VMware is on fire and the data center is booming – Dave Vellante, Wikibon

With that as background, a few things stood out:

Hybrid cloud. The star of the show was hybrid cloud, headlined by the duo of Amazon Web Service Inc. and VMware. Called “VMware Cloud on AWS,” the offering is based on VMware’s Cloud Foundation Software-Defined Data Center product, which combines vSphere, VSAN, NSX and the vCenter management platform. Available initially in AWS’s U.S. West region, the service will be extended to other AWS regions worldwide in 2018. It’s a VMware service that will be resold through several select partners to start. As Wikibon wrote when the VMware/AWS deal was first announced in October 2016, this offering is going to attract a lot of interest from enterprise customers because it promises the ability to move virtualized workloads between on-premises servers and the AWS cloud. We believe it guarantees a three-way platform horse race among Microsoft Corp., Linux and now VMware.

Open, with an opinion. From the top (Michael Dell) on down, the Dell EMC mantra is become “Open, with an opinion.” What does it mean? It means all of Dell will work to improve the value of its portfolio to customers but remain partnership-friendly. It isn’t just talk. Hewlett Packard Enterprise Co., IBM Corp., Nutanix Inc. and a slew of other technology providers made strong cameos at VMworld.

A practical focus on differentiated simplicity. How will Dell EMC improve the value of its portfolio to customers? Well, we didn’t hear a lot of talk about bundled discounting or closing technology borders. What we did hear – and, more importantly, saw – was great progress on combining VMware and Dell EMC into engineered packages, such as Cloud Foundation, that promised compelling lower operating, maintenance and enhancement costs. For example, the Dell EMC Ready Solutions is generating a lot of buzz among infrastructure packaging aficionados (yes, they do exist). While we still like Oracle’s “paths to the cloud” approach, Dell EMC has made great strides since the merger combining the configuration focus of Dell with the enterprise product breadth of EMC.

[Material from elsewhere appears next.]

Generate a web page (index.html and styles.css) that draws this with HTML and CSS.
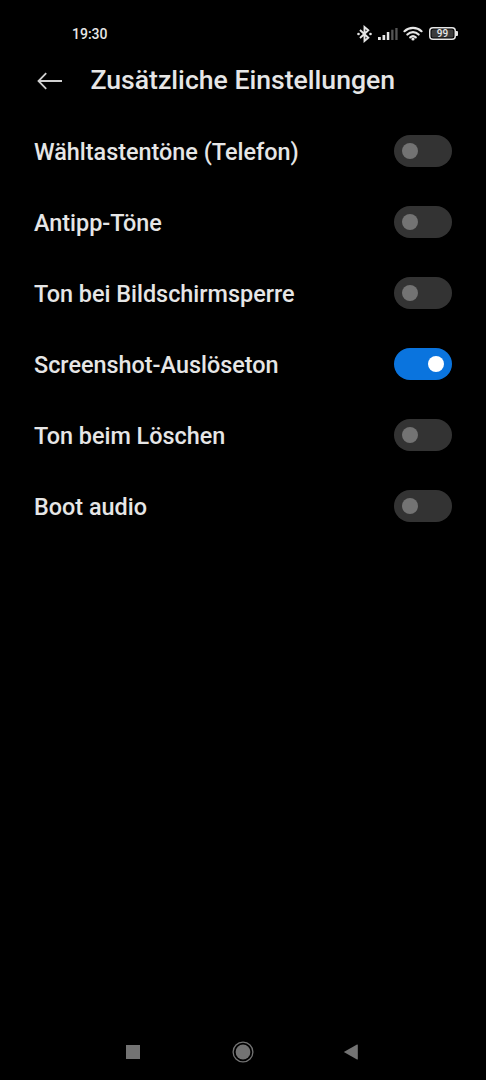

Further evidence that storage is the new CPU. In relatively few years, VMware has evolved from an approach to simplifying server management and procurement to a kit for simplifying and improving information technology infrastructure overall. No product has been more important to that transition than vSAN. Arriving at about the same time as flash storage, it has been adopted by more than 7,000 enterprises as the basis for building enterprise-class server storage area network systems  — and, according to VMware, 100 new enterprises are coming onboard every week. It’s a huge market that will approach $6 billion in 2017 and grow nearly 22 percent per year for the next decade or so – and VMware vSAN is a major force, generating about $350 million in spending across the VMware ecosystem. The 6.6 version of vSAN is a major new release, adding significant enhancements in data protection, intelligent operations and simplified hyperconverged infrastructure packaging.

Making nicer with containers – and Google. One domain we expected to hear a lot about was VMware and containers – and we weren’t disappointed. When last year Pivotal and Google “pointed BOSH at Kubernetes to create Kubo,” we expected it might end up on the main stage at VMworld. And it did in the form of Pivotal Container Service (PKS, picking up the K from Kubernetes, we suspect). For companies with heavy investments in vSphere that they want to extend to container technology and related methods, PKS appears to be a first-rate approach to deploying Kubernetes clusters within the Google Cloud Platform. Expected to be generally available in the fourth quarter, the initial release of PKS will include Kubernetes on BOSH, with NSX and Open Services Broker API integration.

Multicloud integration. One thing we noticed: Peel back many of the most interesting VMware and other ecosystem member announcements and what you find staring back at you is: NSX, VMware’s network virtualization technology. The events, storylines and roadmaps that included NSX are too numerous to mention, but we’ll say this: Platform wars are coming, and technologies for cloud internetworking are going to be crucial to user and vendor success. One chief information officer we spoke with told us, simply, that his shop will evaluate future infrastructure technologies on two criteria: how well a technology demonstrates that it can bind with other platforms and how easily a technology can be fit into automation regimes. NSX in many respects is VMware’s baseline for each of these criteria. It was a big story at VMworld 2016, bigger in 2017, and we think its importance will be even greater over the next few years.

Action Item. VMware is – and will remain – an essential enterprise technology for at least another two technology generations. As we anticipated, VMworld 2017 emerged as a watershed moment in the history of IT infrastructure. The VMware family is a bridge from the recent virtualization past to the near cloud-based future.